Подобные выходки легко прощались ему; он, впрочем, никогда не забывал извиниться в них со всей приниженностью, на какую был способен, а способность его в этом отношении была безгранична; это приниженность "червяка, не забывающего, несмотря на легкомысленный тон, позволяемый себе в минуты необузданной веселости, своего происхождения – т. е. своего ничтожества". Такие извинения всегда охотно принимались державной корреспонденткой, потому что возбуждали ее и приводили в надлежащее настроение. Гримм был нужен ей, чтобы она имела возможность развернуть свою фантазии и дать волю своему перу, из-под которого выходили все новые шутки, юмористические замечания, язвительные слова, веселые скачки мыслей, перепрыгивающих сразу от политики к сплетням и от философии к неприличностям. Одна мысль о разговоре с "козлом отпущения" приводила императрицу в веселое расположение духа и побуждала ее вносить оттенок дурачества даже в заголовке "грамоток", отправляемых к нему: "Из старинного утячьего гнезда – в настоящее время С.-Петербурга"... "Листок, который безо всякой потери можно бросить в огонь, не читая"... "Из Петергофа, который ни я, ни м-р Томас не любим"... М-р Томас – любимая собака императрицы. – Прозвища идут своим чередом! Нет никого, кого бы Екатерина называла по имени. Даже вещи скрывались под масками. Иосиф II был "человеком двуликим" до свидания в Могилеве, или малюткой – "piccolo bambino"; а после свидания он превратился в "орла"; Мария-Терезия – в "мамашу"... Густав III Шведский – "Фальстаф". Насмехаясь над дипломатией – а это была одна из ее любимых тем в переписке с Гриммом – Екатерина говорила: "Гороховый кисель", а клеймя представителей революционной анархии, писала: "Кöther" "Bärenhäuter", "Bärenreiter", объясняя таким образом последнее определение: "В Померании зовут Köther очень безобразных и грязных собак... Не могу также согласиться, чтоб Bärenhäuter – "одевающийся в медвежью шкуру", было бранью, но тот, кто ездит верхом на медведе – смешон".
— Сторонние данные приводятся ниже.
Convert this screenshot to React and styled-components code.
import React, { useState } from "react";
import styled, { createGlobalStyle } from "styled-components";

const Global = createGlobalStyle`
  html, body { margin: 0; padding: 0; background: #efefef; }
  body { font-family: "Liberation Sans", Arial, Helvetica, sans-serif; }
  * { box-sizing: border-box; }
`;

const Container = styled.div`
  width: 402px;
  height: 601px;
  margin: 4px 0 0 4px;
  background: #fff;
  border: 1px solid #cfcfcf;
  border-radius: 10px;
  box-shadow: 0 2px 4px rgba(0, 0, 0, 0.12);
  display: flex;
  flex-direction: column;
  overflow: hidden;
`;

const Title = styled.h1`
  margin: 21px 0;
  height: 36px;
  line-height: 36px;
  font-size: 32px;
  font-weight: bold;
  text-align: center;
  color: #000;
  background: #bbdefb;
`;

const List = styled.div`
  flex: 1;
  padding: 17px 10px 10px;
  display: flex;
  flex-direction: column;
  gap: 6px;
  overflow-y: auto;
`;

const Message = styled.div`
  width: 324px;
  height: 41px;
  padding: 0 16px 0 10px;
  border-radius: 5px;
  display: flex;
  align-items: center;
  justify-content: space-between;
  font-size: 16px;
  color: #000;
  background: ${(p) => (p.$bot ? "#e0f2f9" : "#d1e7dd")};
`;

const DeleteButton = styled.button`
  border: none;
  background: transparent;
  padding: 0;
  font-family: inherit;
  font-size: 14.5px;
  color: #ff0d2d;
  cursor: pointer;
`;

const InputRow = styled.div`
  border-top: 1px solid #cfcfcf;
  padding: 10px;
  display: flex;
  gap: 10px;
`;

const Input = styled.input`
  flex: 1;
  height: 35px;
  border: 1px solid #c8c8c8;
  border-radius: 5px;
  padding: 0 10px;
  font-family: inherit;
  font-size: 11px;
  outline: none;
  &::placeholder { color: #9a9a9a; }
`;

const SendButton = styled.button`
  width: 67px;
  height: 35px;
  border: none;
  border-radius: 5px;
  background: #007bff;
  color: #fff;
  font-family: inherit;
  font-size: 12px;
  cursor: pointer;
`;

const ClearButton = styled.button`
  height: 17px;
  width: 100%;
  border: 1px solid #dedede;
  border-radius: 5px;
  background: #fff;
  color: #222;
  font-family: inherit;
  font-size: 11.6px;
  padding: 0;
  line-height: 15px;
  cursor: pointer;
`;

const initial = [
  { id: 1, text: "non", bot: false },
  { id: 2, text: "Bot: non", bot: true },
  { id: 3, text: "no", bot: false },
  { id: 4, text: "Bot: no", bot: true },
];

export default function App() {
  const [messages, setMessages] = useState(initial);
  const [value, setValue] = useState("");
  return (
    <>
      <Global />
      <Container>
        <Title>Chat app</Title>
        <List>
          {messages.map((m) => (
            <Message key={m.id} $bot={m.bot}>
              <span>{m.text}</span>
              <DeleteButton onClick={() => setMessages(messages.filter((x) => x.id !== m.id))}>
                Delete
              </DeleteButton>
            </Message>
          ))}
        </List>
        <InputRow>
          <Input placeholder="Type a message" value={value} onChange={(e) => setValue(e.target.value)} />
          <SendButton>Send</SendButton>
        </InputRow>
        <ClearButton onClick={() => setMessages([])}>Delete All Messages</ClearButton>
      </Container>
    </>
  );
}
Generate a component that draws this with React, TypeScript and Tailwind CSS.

Заметьте, что тут с ее стороны нет никакой иносказательности; "грамоты", адресованные к Гримму, не подвергались почтовым случайностям. Это просто игра, шалость, дурачество развеселившегося карикатуриста. Екатерина, впрочем, маскировала даже язык, которым пользовалась: писала на наречии собственного изобретения, перемешивая свои фразы с выражениями французскими, немецкими и итальянскими, носящими также отпечаток ее фабрикации. Она говорит, что война "a déprojeté ses projets" – "распроектировала ее проекты". Она возвещает, что завтра будет "законодательствовать" – "elle législatera"; пишет, примешивая итальянские слова "Ма si il signor marchese del Grimmo volio fara mi plaisir", и бежит дальше, спешит, галопирует, разматывая таким образом среди более или менее счастливых выдумок и более или менее остроумных шуток, бесконечную пасьму своего воображения. Иногда "козла отпущения" она называет "своим мотовилом".

Наконец, Екатерина была признательна Гримму – и это главное – за то, что она занимала не только значительное место в его существовании, но, мало-помалу, заполняла его "я" нераздельно и являлась главной заботой его жизни. История сношений Гримма с его державной приятельницей – это история постепенного и, в конце концов, полного поглощения одной индивидуальности другой. Гримм сам сознавался: "Эта переписка сделалась единственным достоянием, единственным украшением моей жизни, до такой степени нужным для моего существования, что даже дыхание кажется не так необходимым для его поддержания... Я дошел до того, что вдали от нее создал себе как бы религию, имевшую предметом ее и мое поклонение ей. Я так привык думать о ней, что эта мысль уже не покидала меня ни днем, ни ночью, и все мои другие мысли сливались с нею... На ходу, в путешествии, дома, сидя, лежа, встав, мое существование, так сказать, растворялось в ее жизни"... Даже больше, он дошел до того, что совершенно уединился в этом особого рода общении и мало-помалу стал чужд всему внешнему миру. Он, бывший редактор "Литературной переписки", перестал читать. Он писал императрице, исполнял поручения, даваемые ей ему, принимал просителей, направляемых ей к нему, без конца писал ей – и так проходила его жизнь. И разве только немец, пробудившийся в нем под французским лоском по мере того, как литератор, каким он стал во Франции, отступал перед придворным, заставил его несколько заинтересоваться литературным движением, развивавшемся в то время по другую сторону Рейна. Но как жалок его выбор! Он, вместе с Екатериной, ставил Тюммелей и Шюммелей на одну высоту с Вольтером; вместе с ней, он открыл невероятную силу в комедиях Ленца, и, по-видимому, не подозревал даже о существовании "Гетца фон Берлихингена", "Вертера", "Разбойников" и о рождении немецкого романтизма.